### Problem details
Search the material for the word "components" and copy each line that holds it.
— BEGIN —
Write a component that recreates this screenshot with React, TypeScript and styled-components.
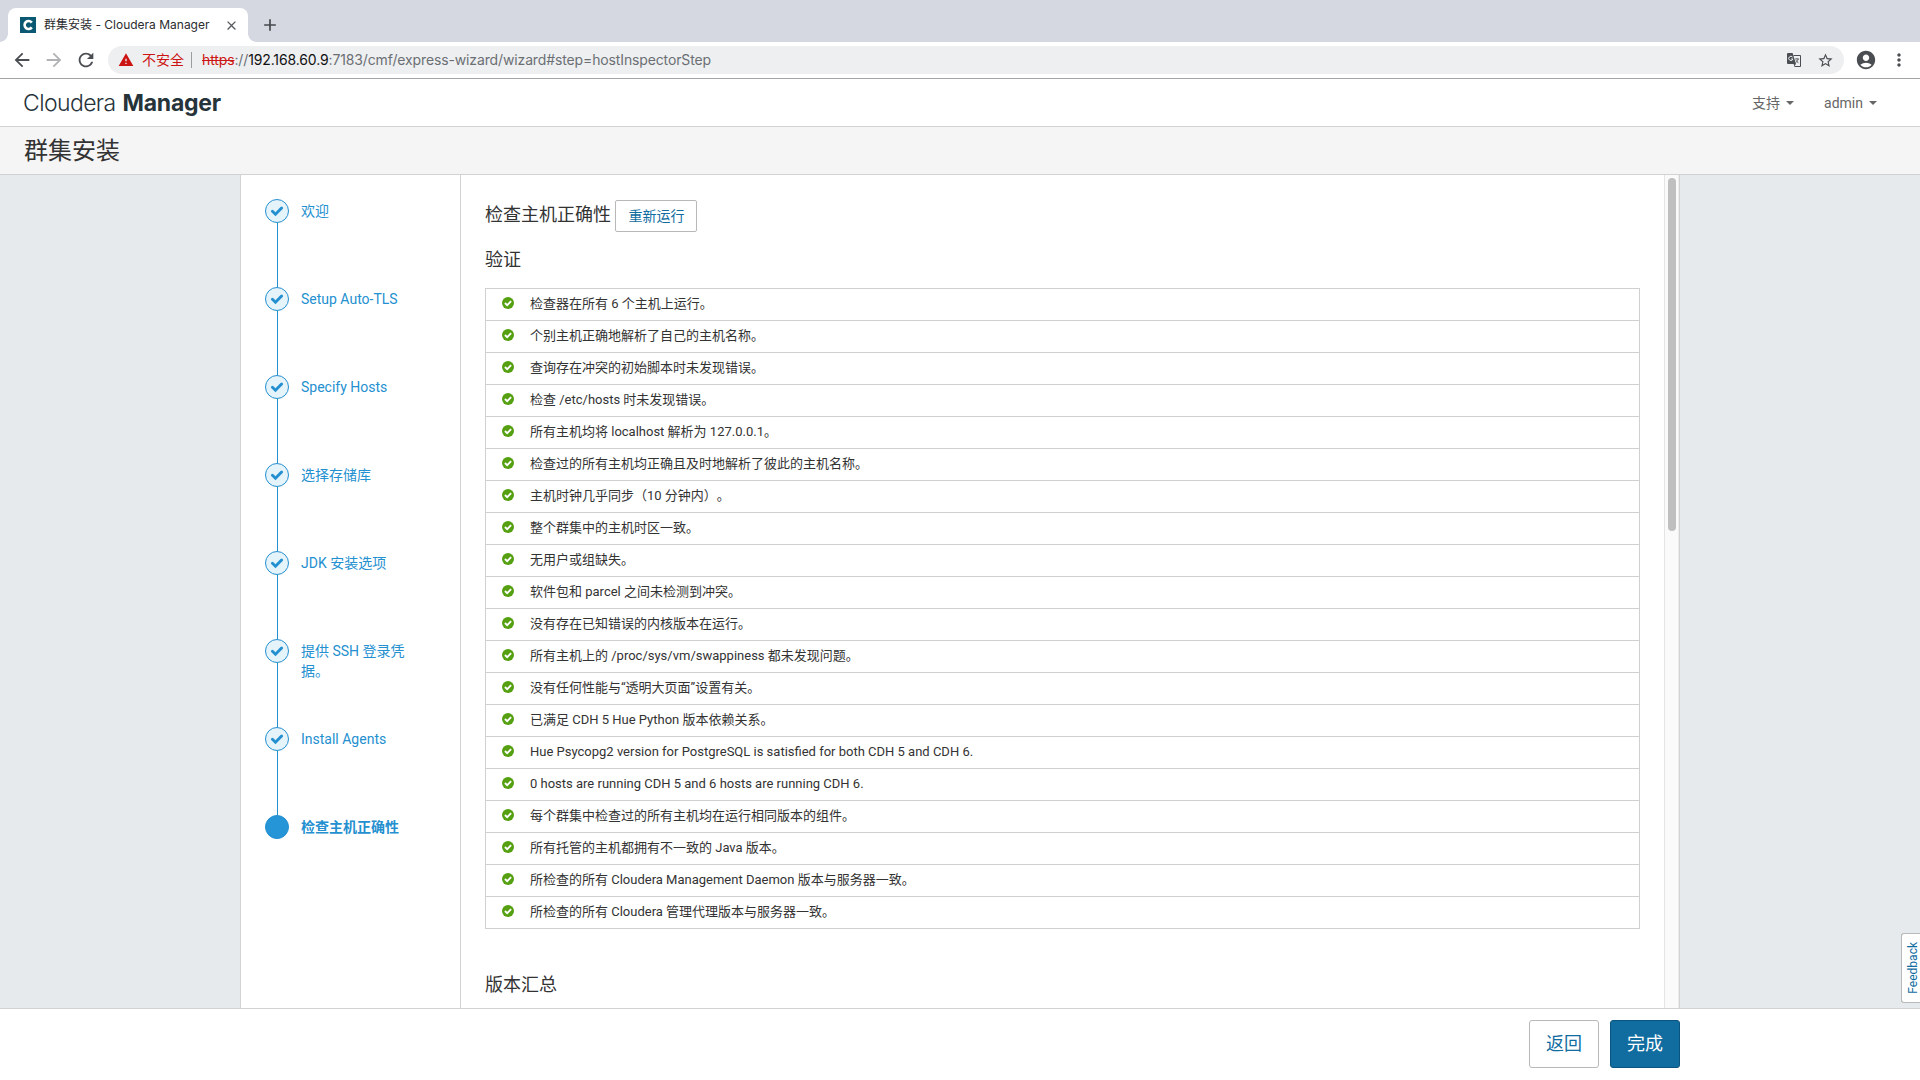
import React from "react";
import styled, { createGlobalStyle } from "styled-components";
import {
  MdArrowBack,
  MdArrowForward,
  MdRefresh,
  MdWarning,
  MdStarBorder,
  MdAccountCircle,
  MdMoreVert,
  MdClose,
  MdAdd,
} from "react-icons/md";

const Global = createGlobalStyle`
  *, *::before, *::after { box-sizing: border-box; }
  html, body { margin: 0; padding: 0; overflow: hidden; }
  body {
    font-family: Roboto, "Noto Sans CJK SC", sans-serif;
    color: #333;
    text-spacing-trim: space-all;
  }
  svg { display: block; flex: none; }
`;

const Page = styled.div`
  display: flex;
  flex-direction: column;
  width: 1920px;
  height: 1080px;
  background: #fff;
`;

const TabStrip = styled.div`
  display: flex;
  align-items: flex-end;
  height: 42px;
  padding-left: 8px;
  background: #d5d8e1;
  font-family: Inter, "Noto Sans CJK SC", sans-serif;
`;

const Tab = styled.div`
  position: relative;
  display: flex;
  align-items: center;
  width: 240px;
  height: 34px;
  padding: 0 9px 0 12px;
  border-radius: 8px 8px 0 0;
  background: #fff;
  &::before,
  &::after {
    content: "";
    position: absolute;
    bottom: 0;
    width: 8px;
    height: 8px;
  }
  &::before {
    left: -8px;
    background: radial-gradient(circle at 0 0, transparent 7.5px, #fff 8px);
  }
  &::after {
    right: -8px;
    background: radial-gradient(circle at 100% 0, transparent 7.5px, #fff 8px);
  }
`;

const Favicon = styled.div`
  display: flex;
  align-items: center;
  justify-content: center;
  width: 16px;
  height: 16px;
  background: #0b5872;
`;

const TabTitle = styled.span`
  flex: 1;
  margin-left: 8px;
  font-size: 12px;
  line-height: 16px;
  color: #2b2c2f;
  white-space: nowrap;
`;

const NewTab = styled.div`
  display: flex;
  align-items: center;
  height: 34px;
  margin-left: 12px;
  color: #45484c;
`;

const Toolbar = styled.div`
  display: flex;
  align-items: center;
  height: 37px;
  border-bottom: 1px solid #a3a4a6;
  padding: 0 11px 0 11px;
  color: #4a4d51;
`;

const NavIcon = styled.span<{ $dim?: boolean }>`
  display: flex;
  width: 32px;
  color: ${(p) => (p.$dim ? "#b0b2b5" : "#4a4d51")};
`;

const Omnibox = styled.div`
  display: flex;
  align-items: center;
  width: 1736px;
  height: 28px;
  margin-left: 1px;
  padding: 0 10px;
  border-radius: 14px;
  background: #eeeff1;
  font: 14px/20px Inter, "Noto Sans CJK SC", sans-serif;
`;

const Insecure = styled.span`
  margin-left: 8px;
  padding-right: 7px;
  color: #cc1512;
`;

const Divider = styled.span`
  width: 1px;
  height: 16px;
  margin-right: 10px;
  background: #9a9c9f;
`;

const Url = styled.span`
  flex: 1;
  color: #6b6f74;
  white-space: nowrap;
  letter-spacing: -0.13px;
  s { color: #cc1512; }
  b { font-weight: 400; color: #111; }
`;

const BoxIcons = styled.span`
  display: flex;
  align-items: center;
  gap: 16px;
  color: #4a4d51;
`;

const Profile = styled.span`
  margin-left: 11px;
`;

const Menu = styled.span`
  margin-left: 12px;
`;

const AppHeader = styled.header`
  display: flex;
  align-items: center;
  justify-content: space-between;
  height: 48px;
  padding: 0 43px 0 23px;
  border-bottom: 1px solid #d2d2d2;
`;

const Logo = styled.div`
  display: flex;
  gap: 7px;
  font: 300 23px/30px Inter, sans-serif;
  color: #26333a;
`;

const LogoLight = styled.span`
  letter-spacing: -0.6px;
`;

const LogoBold = styled.span`
  font-weight: 650;
  letter-spacing: -0.25px;
`;

const HeaderMenus = styled.nav`
  display: flex;
  gap: 30px;
  font-size: 14px;
  line-height: 20px;
  color: #666;
`;

const MenuLink = styled.span`
  display: flex;
  align-items: center;
  gap: 6px;
  &::after {
    content: "";
    border: 4px solid transparent;
    border-top-color: #666;
    border-bottom: 0;
    margin-top: 1px;
  }
`;

const TitleBar = styled.div`
  height: 48px;
  padding: 1px 0 0 24px;
  border-bottom: 1px solid #d2d2d2;
  background: #f5f5f5;
  font-size: 24px;
  line-height: 47px;
  color: #333;
`;

const Main = styled.main`
  display: flex;
  justify-content: center;
  height: 833px;
  background: #e6eaed;
  overflow: hidden;
`;

const Wizard = styled.div`
  display: flex;
  width: 1440px;
  border: solid #d2d2d2;
  border-width: 0 1px;
  background: #fff;
`;

const Steps = styled.ol`
  width: 220px;
  margin: 0;
  padding: 24px 0 0 24px;
  border-right: 1px solid #d2d2d2;
  list-style: none;
`;

const Step = styled.li`
  display: flex;
  height: 88px;
  color: #2490d0;
`;

const Rail = styled.div`
  display: flex;
  flex-direction: column;
  align-items: center;
  width: 24px;
`;

const Node = styled.span<{ $current: boolean }>`
  display: flex;
  flex: none;
  align-items: center;
  justify-content: center;
  width: 24px;
  height: 24px;
  border: 1px solid #2490d0;
  border-radius: 50%;
  background: ${(p) => (p.$current ? "#2595d8" : "#e5f3fa")};
`;

const Line = styled.span`
  flex: 1;
  width: 1px;
  margin-left: 1px;
  background: #2490d0;
`;

const StepLabel = styled.span<{ $current: boolean }>`
  width: 112px;
  margin: 2px 0 0 12px;
  font-size: 14px;
  line-height: 20px;
  font-weight: ${(p) => (p.$current ? 700 : 400)};
`;

const Content = styled.section`
  flex: 1;
  padding: 25px 24px 0;
`;

const HeadRow = styled.div`
  display: flex;
  align-items: center;
  height: 32px;
`;

const Heading = styled.h3<{ $top?: number }>`
  margin: ${(p) => p.$top ?? 0}px 0 0;
  font-size: 18px;
  font-weight: 400;
  line-height: 24px;
  color: #333;
  ${HeadRow} & { padding-bottom: 2px; }
`;

const Button = styled.button<{ $large?: boolean; $primary?: boolean }>`
  display: flex;
  align-items: center;
  justify-content: center;
  width: ${(p) => (p.$large ? 70 : 82)}px;
  height: ${(p) => (p.$large ? 48 : 32)}px;
  padding: 0;
  border: 1px solid ${(p) => (p.$primary ? "#0c5480" : "#b8b8b8")};
  border-radius: ${(p) => (p.$large ? 3 : 2)}px;
  background: ${(p) => (p.$primary ? "#116c9f" : "#fff")};
  color: ${(p) => (p.$primary ? "#fff" : "#116c9f")};
  font-family: inherit;
  font-size: ${(p) => (p.$large ? 18 : 14)}px;
  line-height: 20px;
`;

const Table = styled.ul`
  margin: 16px 0 0;
  padding: 0;
  border: 1px solid #d0d0d0;
  border-bottom: 0;
  list-style: none;
`;

const Row = styled.li`
  display: flex;
  align-items: center;
  height: 32px;
  padding: 0 0 2px 16px;
  border-bottom: 1px solid #d0d0d0;
  font-size: 13px;
  line-height: 20px;
  color: #333;
  svg { color: #55a012; margin: 0 16px 1px 0; }
`;

const Track = styled.div`
  width: 15px;
  padding: 3px 2px 0 3px;
  border-left: 1px solid #e4e4e4;
  border-right: 1px solid #ececec;
  background: #fafafa;
`;

const Thumb = styled.div`
  width: 8px;
  height: 353px;
  border-radius: 4px;
  background: #bfbfbf;
`;

const Footer = styled.footer`
  display: flex;
  justify-content: flex-end;
  gap: 11px;
  height: 72px;
  padding: 11px 240px 0 0;
  border-top: 1px solid #d2d2d2;
  background: #fff;
`;

const Feedback = styled.div`
  position: fixed;
  right: 0;
  top: 933px;
  display: flex;
  align-items: center;
  justify-content: center;
  width: 19px;
  height: 70px;
  padding-left: 4px;
  border: 1px solid #b8b8b8;
  border-right: 0;
  border-radius: 3px 0 0 3px;
  background: #fff;
  color: #116c9f;
  font-size: 12px;
  line-height: 14px;
  span {
    writing-mode: vertical-rl;
    transform: rotate(180deg);
  }
`;

const steps = [
  "欢迎",
  "Setup Auto-TLS",
  "Specify Hosts",
  "选择存储库",
  "JDK 安装选项",
  "提供 SSH 登录凭据。",
  "Install Agents",
  "检查主机正确性",
];

const checks = [
  "检查器在所有 6 个主机上运行。",
  "个别主机正确地解析了自己的主机名称。",
  "查询存在冲突的初始脚本时未发现错误。",
  "检查 /etc/hosts 时未发现错误。",
  "所有主机均将 localhost 解析为 127.0.0.1。",
  "检查过的所有主机均正确且及时地解析了彼此的主机名称。",
  "主机时钟几乎同步（10 分钟内）。",
  "整个群集中的主机时区一致。",
  "无用户或组缺失。",
  "软件包和 parcel 之间未检测到冲突。",
  "没有存在已知错误的内核版本在运行。",
  "所有主机上的 /proc/sys/vm/swappiness 都未发现问题。",
  "没有任何性能与“透明大页面”设置有关。",
  "已满足 CDH 5 Hue Python 版本依赖关系。",
  "Hue Psycopg2 version for PostgreSQL is satisfied for both CDH 5 and CDH 6.",
  "0 hosts are running CDH 5 and 6 hosts are running CDH 6.",
  "每个群集中检查过的所有主机均在运行相同版本的组件。",
  "所有托管的主机都拥有不一致的 Java 版本。",
  "所检查的所有 Cloudera Management Daemon 版本与服务器一致。",
  "所检查的所有 Cloudera 管理代理版本与服务器一致。",
];

function StepCheck() {
  return (
    <svg width="14" height="12" viewBox="0 0 14 12">
      <path
        d="M2.4 6.2 5.5 9.3 11.6 3"
        fill="none"
        stroke="#2490d0"
        strokeWidth="2.9"
        strokeLinecap="round"
      />
    </svg>
  );
}

function CircleCheck() {
  return (
    <svg width="12" height="12" viewBox="0 0 12 12">
      <circle cx="6" cy="6" r="6" fill="currentColor" />
      <path d="M2.9 6 5.2 8.2 9.1 4.2" fill="none" stroke="#fff" strokeWidth="1.9" />
    </svg>
  );
}

function TranslateIcon() {
  return (
    <svg width="14" height="14" viewBox="0 0 14 14">
      <path d="M6.5 2.5h7v11h-6" fill="none" stroke="#4a4d51" />
      <path d="M0 1a1 1 0 0 1 1-1h4.6L9 11H1a1 1 0 0 1-1-1z" fill="#4a4d51" />
      <path d="M5.6 4.2A2.1 2.1 0 1 0 5.9 6H4" fill="none" stroke="#eeeff1" strokeWidth="1" />
      <path d="M8 6h4M10 5v1M11.2 6c-.4 1.8-1.4 3-2.6 3.8M9 7.2l2.4 3" fill="none" stroke="#4a4d51" strokeWidth=".8" />
      <path d="M6.6 11 8.8 11 7.4 13.4z" fill="#4a4d51" />
    </svg>
  );
}

function Browser() {
  return (
    <>
      <TabStrip>
        <Tab>
          <Favicon>
            <svg width="12" height="12" viewBox="0 0 12 12">
              <path d="M9.8 3.6A4 4 0 1 0 9.8 8.4" fill="none" stroke="#fff" strokeWidth="2.6" />
            </svg>
          </Favicon>
          <TabTitle>群集安装 - Cloudera Manager</TabTitle>
          <MdClose size={15} color="#55585c" />
        </Tab>
        <NewTab>
          <MdAdd size={20} />
        </NewTab>
      </TabStrip>
      <Toolbar>
        <NavIcon><MdArrowBack size={22} /></NavIcon>
        <NavIcon $dim><MdArrowForward size={22} /></NavIcon>
        <NavIcon><MdRefresh size={22} /></NavIcon>
        <Omnibox>
          <MdWarning size={16} color="#cc1512" />
          <Insecure>不安全</Insecure>
          <Divider />
          <Url>
            <s>https</s>://<b>192.168.60.9</b>:7183/cmf/express-wizard/wizard#step=hostInspectorStep
          </Url>
          <BoxIcons>
            <TranslateIcon />
            <MdStarBorder size={17} />
          </BoxIcons>
        </Omnibox>
        <Profile><MdAccountCircle size={22} /></Profile>
        <Menu><MdMoreVert size={20} /></Menu>
      </Toolbar>
    </>
  );
}

export default function App() {
  const last = steps.length - 1;
  return (
    <Page>
      <Global />
      <Browser />
      <AppHeader>
        <Logo>
          <LogoLight>Cloudera</LogoLight>
          <LogoBold>Manager</LogoBold>
        </Logo>
        <HeaderMenus>
          <MenuLink>支持</MenuLink>
          <MenuLink>admin</MenuLink>
        </HeaderMenus>
      </AppHeader>
      <TitleBar>群集安装</TitleBar>
      <Main>
        <Wizard>
          <Steps>
            {steps.map((label, i) => (
              <Step key={label}>
                <Rail>
                  <Node $current={i === last}>{i < last && <StepCheck />}</Node>
                  {i < last && <Line />}
                </Rail>
                <StepLabel $current={i === last}>{label}</StepLabel>
              </Step>
            ))}
          </Steps>
          <Content>
            <HeadRow>
              <Heading>检查主机正确性&nbsp;</Heading>
              <Button>重新运行</Button>
            </HeadRow>
            <Heading $top={16}>验证</Heading>
            <Table>
              {checks.map((text) => (
                <Row key={text}>
                  <CircleCheck />
                  {text}
                </Row>
              ))}
            </Table>
            <Heading $top={44}>版本汇总</Heading>
          </Content>
          <Track>
            <Thumb />
          </Track>
        </Wizard>
      </Main>
      <Footer>
        <Button $large>返回</Button>
        <Button $large $primary>完成</Button>
      </Footer>
      <Feedback><span>Feedback</span></Feedback>
    </Page>
  );
}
— END —
### Reply
Write a component that recreates this screenshot with React, TypeScript and styled-components.
import styled, { createGlobalStyle } from "styled-components";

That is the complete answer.